4.4. General vs Specialized Knowledge of Human Taggers

The availability of labeled data also changes significantly according to whether or not the knowledge encoded in the labels is specialized or general knowledge.

General knowledge is the knowledge that we can realistically expect any human tagger to possess. It includes, for instance, the capacity to recognize between images of cats and dogs, as in the example above. It can also include the capacity to transcript speech in audio or video into text format.

Labeling datasets that require only general knowledge is normally cheap and we can perform it by outsourcing the task to the general population. A typical example of this is the tagging of hand-written digits, which most people can do:

digits

Specialized knowledge is the knowledge that we can expect only an experienced professional to possess.

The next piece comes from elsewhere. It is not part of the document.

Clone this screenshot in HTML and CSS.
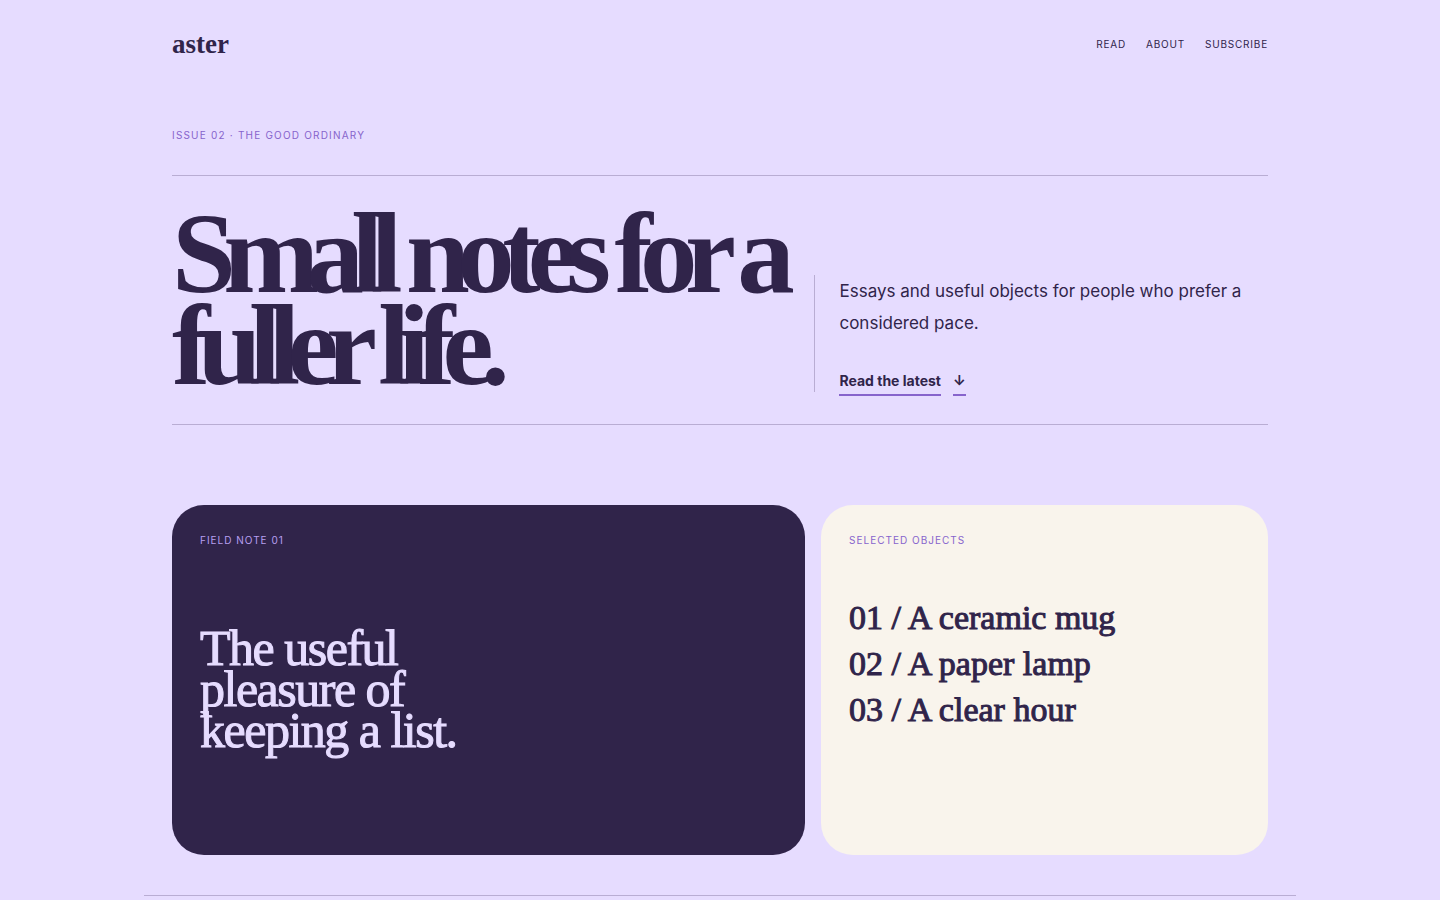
FILE: index.html
```html
<!DOCTYPE html>
<html lang="en">
<head>
<meta charset="utf-8">
<meta name="viewport" content="width=device-width, initial-scale=1">
<title>aster</title>
<link rel="stylesheet" href="styles.css">
</head>
<body>
<div class="page">
  <header class="masthead">
    <a class="logo" href="#">aster</a>
    <nav class="nav">
      <a href="#read">Read</a>
      <a href="#about">About</a>
      <a href="#subscribe">Subscribe</a>
    </nav>
  </header>
  <main class="main">
    <p class="label">Issue 02 · The good ordinary</p>
    <section class="hero">
      <h1 class="hero-title">Small notes for a fuller life.</h1>
      <div class="hero-aside">
        <p class="intro">Essays and useful objects for people who prefer a considered pace.</p>
        <a class="latest" href="#read"><span>Read the latest</span><span>↓</span></a>
      </div>
    </section>
    <section class="cards" id="read">
      <article class="card card-note">
        <p class="label">Field note 01</p>
        <h2 class="note-title">The useful pleasure of keeping a list.</h2>
      </article>
      <article class="card card-objects">
        <p class="label">Selected objects</p>
        <ul class="objects">
          <li>01 / A ceramic mug</li>
          <li>02 / A paper lamp</li>
          <li>03 / A clear hour</li>
        </ul>
      </article>
    </section>
  </main>
  <footer class="footer"></footer>
</div>
</body>
</html>
```
FILE: styles.css
```css
:root {
  --lilac: #e6dcff;
  --ink: #30244a;
  --violet: #8764cc;
  --rule: #b9add3;
  --cream: #f9f4ec;
  --serif: "Liberation Serif", serif;
  --sans: Inter, "Liberation Sans", sans-serif;
}

* {
  box-sizing: border-box;
}

body {
  margin: 0;
  background: var(--lilac);
  color: var(--ink);
  font-family: var(--sans);
}

h1, h2, p, ul {
  margin: 0;
  padding: 0;
}

a {
  color: inherit;
  text-decoration: none;
}

.page {
  max-width: 1152px;
  margin: 0 auto;
}

.masthead {
  display: flex;
  align-items: center;
  justify-content: space-between;
  padding: 28px 28px 0;
}

.logo {
  font: bold 27px/32px var(--serif);
}

.nav {
  display: flex;
  gap: 20px;
  font-size: 10px;
  line-height: 16px;
  letter-spacing: 0.08em;
  text-transform: uppercase;
}

.main {
  padding: 67px 28px 40px;
}

.label {
  color: var(--violet);
  font-size: 10px;
  line-height: 16px;
  letter-spacing: 0.12em;
  text-transform: uppercase;
}

.hero {
  display: grid;
  grid-template-columns: minmax(0, 17fr) minmax(0, 12fr);
  align-items: end;
  margin-top: 32px;
  padding: 32px 0;
  border-top: 1px solid var(--rule);
  border-bottom: 1px solid var(--rule);
}

.hero-title {
  font: bold 115px/92px var(--serif);
  letter-spacing: -0.11em;
}

.hero-aside {
  padding-left: 24px;
  border-left: 1px solid var(--rule);
}

.intro {
  font-size: 17px;
  line-height: 32px;
}

.latest {
  display: flex;
  gap: 12px;
  height: 25px;
  margin-top: 28px;
  font-size: 14px;
  font-weight: 700;
  line-height: 27px;
}

.latest span {
  height: 29px;
  border-bottom: 2px solid var(--violet);
}

.cards {
  display: grid;
  grid-template-columns: 17fr 12fr;
  gap: 16px;
  margin-top: 80px;
}

.card {
  min-height: 350px;
  padding: 28px;
  border-radius: 32px;
}

.card .label {
  line-height: 14px;
  letter-spacing: 0.1em;
}

.card-note {
  background: var(--ink);
  color: var(--lilac);
}

.card-note .label {
  color: #b79ff0;
}

.card-objects {
  background: var(--cream);
}

.note-title {
  max-width: 280px;
  margin-top: 81px;
  font: 50px/41px var(--serif);
  letter-spacing: -0.03em;
  -webkit-text-stroke: 1px currentColor;
}

.objects {
  margin-top: 48px;
  font: 34px/46px var(--serif);
  list-style: none;
  -webkit-text-stroke: 1px currentColor;
}

.footer {
  border-top: 1px solid var(--rule);
}
```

It includes, for example, the identification of broken bones or dental diseases in an x-ray scan. Only a medical specialist can perform this task and will request a salary that is consistent with their level of professional expertise. For this reason, the labeling of data requiring specialized knowledge has a cost that is proportional to the average salary of a specialist in that sector.

4.5. The Complexity of a Decision Function and the Size of the Labeled Dataset

The costs associated with labeling scale also very poorly as the complexity of the problem increases. The more complex the decision function that a machine learning should learn, the more labeled data the system will require. As a consequence of the increase in the complexity of a decision function, the labeled dataset will need to be larger so that it samples better the decision space:

all obs

While clusterization might be used to replace classification if the clusters in a dataset are strongly separated, few labeled examples would be required in that case to perform the classification task, thus invalidating the condition discussed in this paragraph.

5. Conclusions

In this article, we’ve studied a Bayesian and information-theoretic explanation of the difference between labeled and unlabeled data.

First, we suggested considering all data originating from sensors or measurements as generally unlabeled. If we do so, we can then treat labeled data as unlabeled data to which we add prior knowledge on its structure or function.

We’ve also seen how we can derive the distinction between labeled and unlabeled data from basic principles of the architecture of machine learning systems. Labeled data is data that is shaped by assumptions on the way in which the world functions.

We’ve finally seen the criteria according to which we select one over the other. These, in particular, are the type and objective of the task, and the availability of labeled data.